The start of an academic year is a time for optimism and a time to welcome new students. This year, orientation week highlighted inclusivity and community – two values that characterized not only the program, but also the planning. Months of collaboration and cooperation among McGill’s student associations and groups and the University’s academic and service units resulted in a week marked by vigorous school spirit, warmth, and good will.

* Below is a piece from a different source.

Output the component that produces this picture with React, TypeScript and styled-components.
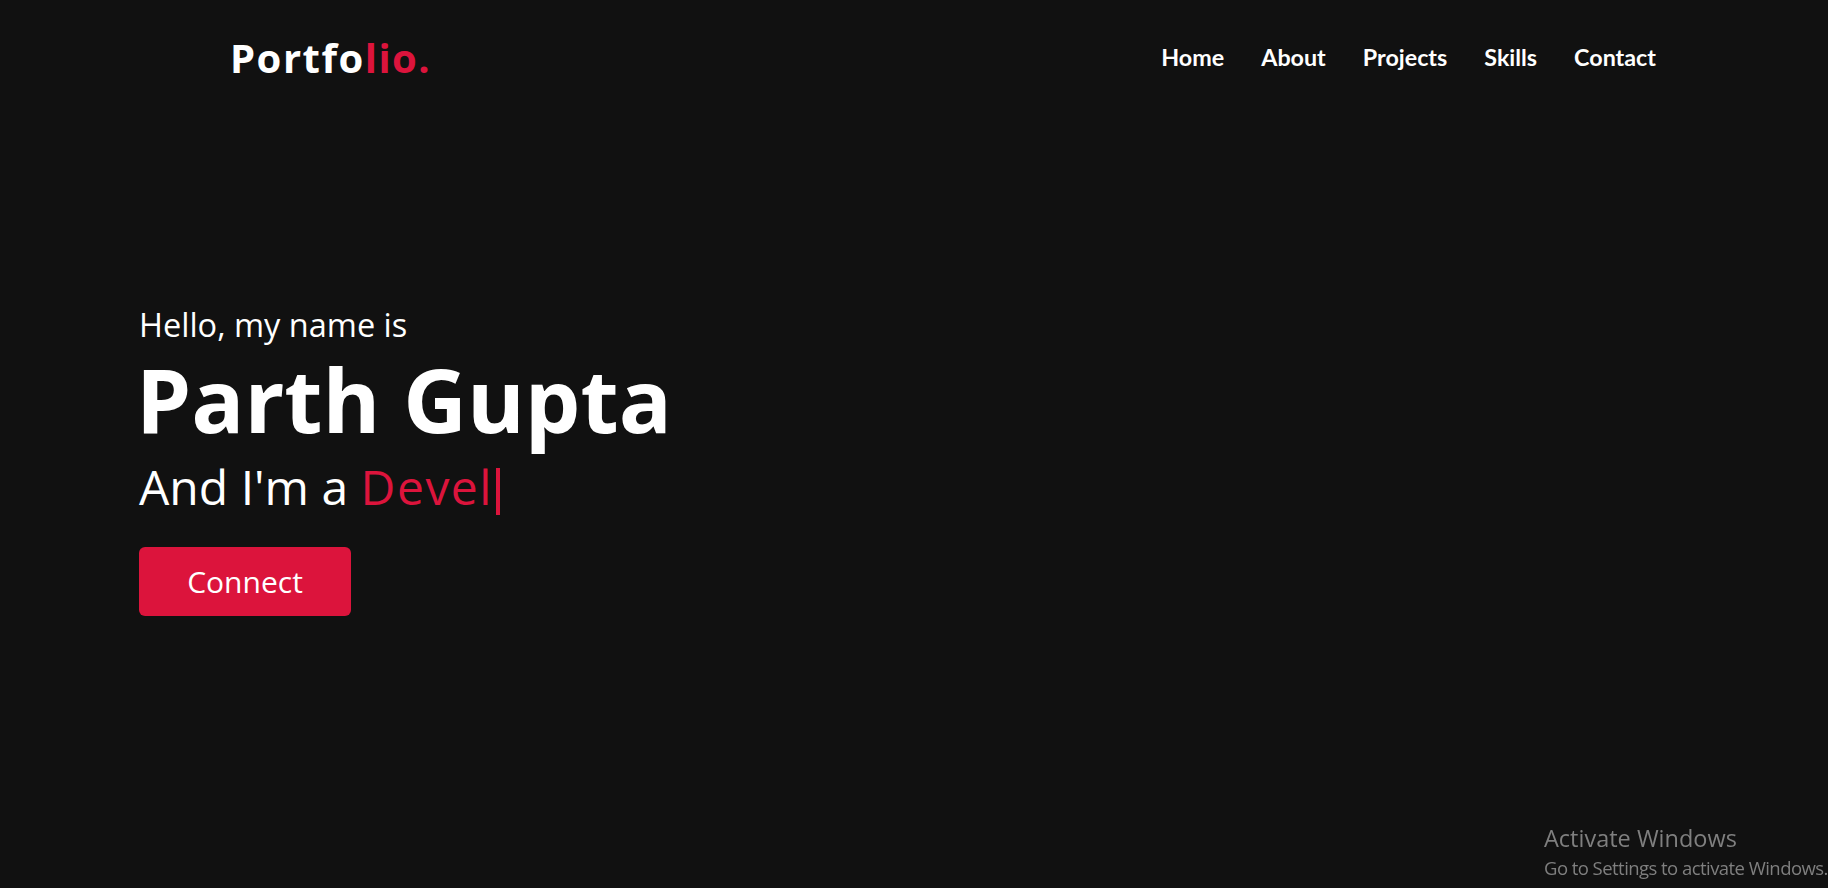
import React from "react";
import styled, { createGlobalStyle } from "styled-components";

const GlobalStyle = createGlobalStyle`
  * { box-sizing: border-box; margin: 0; padding: 0; }
  html, body { background: #111111; }
  body { margin: 0; font-family: "Open Sans", "Noto Sans", sans-serif; color: #ffffff; }
`;

const Page = styled.div`
  min-height: 100vh;
  background: #111111;
`;

const Header = styled.header`
  display: flex;
  align-items: center;
  justify-content: space-between;
  padding: 38px 172px 0 230px;
`;

const Logo = styled.a`
  font-family: "Open Sans", sans-serif;
  font-size: 40px;
  line-height: 1;
  font-weight: 700;
  letter-spacing: 1.5px;
  color: #ffffff;
  text-decoration: none;
`;

const Accent = styled.span`
  color: #dc143c;
`;

const NavList = styled.nav`
  display: flex;
  align-items: center;
  gap: 37px;
`;

const NavLink = styled.a`
  font-family: "Lato", sans-serif;
  font-size: 23.3px;
  line-height: 1;
  font-weight: 700;
  color: #ffffff;
  text-decoration: none;
`;

const Hero = styled.section`
  display: flex;
  flex-direction: column;
  align-items: flex-start;
  padding: 231px 0 0 139px;
`;

const Greeting = styled.div`
  font-size: 32.5px;
  line-height: 1;
  font-weight: 400;
`;

const Name = styled.h1`
  margin-top: 13px;
  margin-left: -3px;
  font-size: 88px;
  line-height: 1;
  font-weight: 700;
`;

const Role = styled.div`
  margin-top: 20px;
  font-size: 48px;
  line-height: 1;
  font-weight: 400;
`;

const Typed = styled.span`
  color: #dc143c;
  letter-spacing: 1.5px;
`;

const Caret = styled.span`
  display: inline-block;
  width: 4.5px;
  height: 47px;
  margin-left: 3px;
  vertical-align: -10px;
  background: #dc143c;
`;

const ConnectButton = styled.a`
  margin-top: 32px;
  width: 212px;
  height: 69px;
  display: flex;
  align-items: center;
  justify-content: center;
  background: #dc143c;
  border-radius: 6px;
  font-size: 30px;
  font-weight: 400;
  color: #ffffff;
  text-decoration: none;
`;

const Watermark = styled.div`
  position: fixed;
  right: 0;
  bottom: 11px;
  width: 284px;
  display: flex;
  flex-direction: column;
  gap: 8px;
  font-family: "Open Sans", "Noto Sans", sans-serif;
  color: #7f7f7f;
  white-space: nowrap;
`;

const WatermarkTitle = styled.div`
  font-size: 23.5px;
  line-height: 1;
`;

const WatermarkText = styled.div`
  font-size: 18.5px;
  line-height: 1;
  letter-spacing: -0.55px;
`;

export default function App() {
  return (
    <Page>
      <GlobalStyle />
      <Header>
        <Logo href="#">
          Portfo<Accent>lio.</Accent>
        </Logo>
        <NavList>
          {["Home", "About", "Projects", "Skills", "Contact"].map((item) => (
            <NavLink key={item} href="#">
              {item}
            </NavLink>
          ))}
        </NavList>
      </Header>
      <Hero>
        <Greeting>Hello, my name is</Greeting>
        <Name>Parth Gupta</Name>
        <Role>
          And I'm a <Typed>Devel</Typed>
          <Caret />
        </Role>
        <ConnectButton href="#">Connect</ConnectButton>
      </Hero>
      <Watermark>
        <WatermarkTitle>Activate Windows</WatermarkTitle>
        <WatermarkText>Go to Settings to activate Windows.</WatermarkText>
      </Watermark>
    </Page>
  );
}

Admittedly there were some problems, but so much worked well. As one example, a world-record fruit salad was prepared at an orientation week event, ably planned and organized by Food and Dining Services to promote the values of inclusivity and community as well as to highlight healthful food choices and sustainability. The event was an unparalleled success in terms of fun and community participation – to say nothing about putting McGill in the Guinness Book of World Records.
The McGill Daily could have served students well by constructively covering orientation week. It sadly missed the mark in its first edition of 2012-13.
I was particularly struck by the Compendium section, which featured a piece by Euan EK: “The Sound and the Fury: Fendelson [sic] ‘viscerally sick’ at world-record fruit salad” (Compendium, August 30, Page 28). In case the reader failed to connect Mortono Joaquin Fendelson to Morton J. Mendelson, the piece was accompanied by a see-no-evil-hear-no-evil-speak-no-evil set of drawings of me covered by fruit.
The only viscerally sickening thing was Euan EK’s fictitious portrayal of the event – a puerile and unfunny attempt at satire, unworthy of a high-school newspaper. The name-calling, as it happens, was not reserved just for me, but was also directed at two other members of the administration, and has been used in similarly mean-spirited “satirical” pieces by Euan EK in previous editions of The Daily. Regardless, the name-calling formula is reminiscent of what we have all experienced, heard, or engaged in when we were in elementary school. It was tiresome then; it is no better now.
The author is not even willing to take responsibility – either credit or blame – for the content of the piece, because, as it happens, Euan EK is a pseudonym. The name-calling is done from behind a screen.
Ironically, the same issue of The Daily included a statement of principles on the editorial page. I wonder how Euan EK’s piece contributes to The Daily serving “as a critical and constructive forum for the exchange of ideas and information about McGill University…” (article 2.1) or how it “depict[s] and analyze[s] power relations accurately” (article 2.2) or how it reflects “an ethic of fairness” (article 2.4).
Although I think Euan EK and The Daily have done McGill students and the community a disservice by slamming an upbeat, positive, community-building event, a diversity of opinions is welcome, necessary, and celebrated on a university campus. But personal attacks are not welcome; words and civility do matter.
In the McGill I would like to see, the following tenets would hold:
“McGill University is committed to … fostering a community founded upon the fundamental dignity and worth of all of its members. … each member of the University community shares responsibility for respecting the dignity of, and giving fair treatment to all members of the University community.”
These principles come, by the way, from McGill’s Policy on Harassment, Sexual Harassment, and Discrimination Prohibited by Law.
But I remain optimistic about the coming year. Because I trust, in the end, that the student press will collectively serve its readership in a positive fashion, asking tough, pertinent questions and delivering the answers in a fair and balanced manner.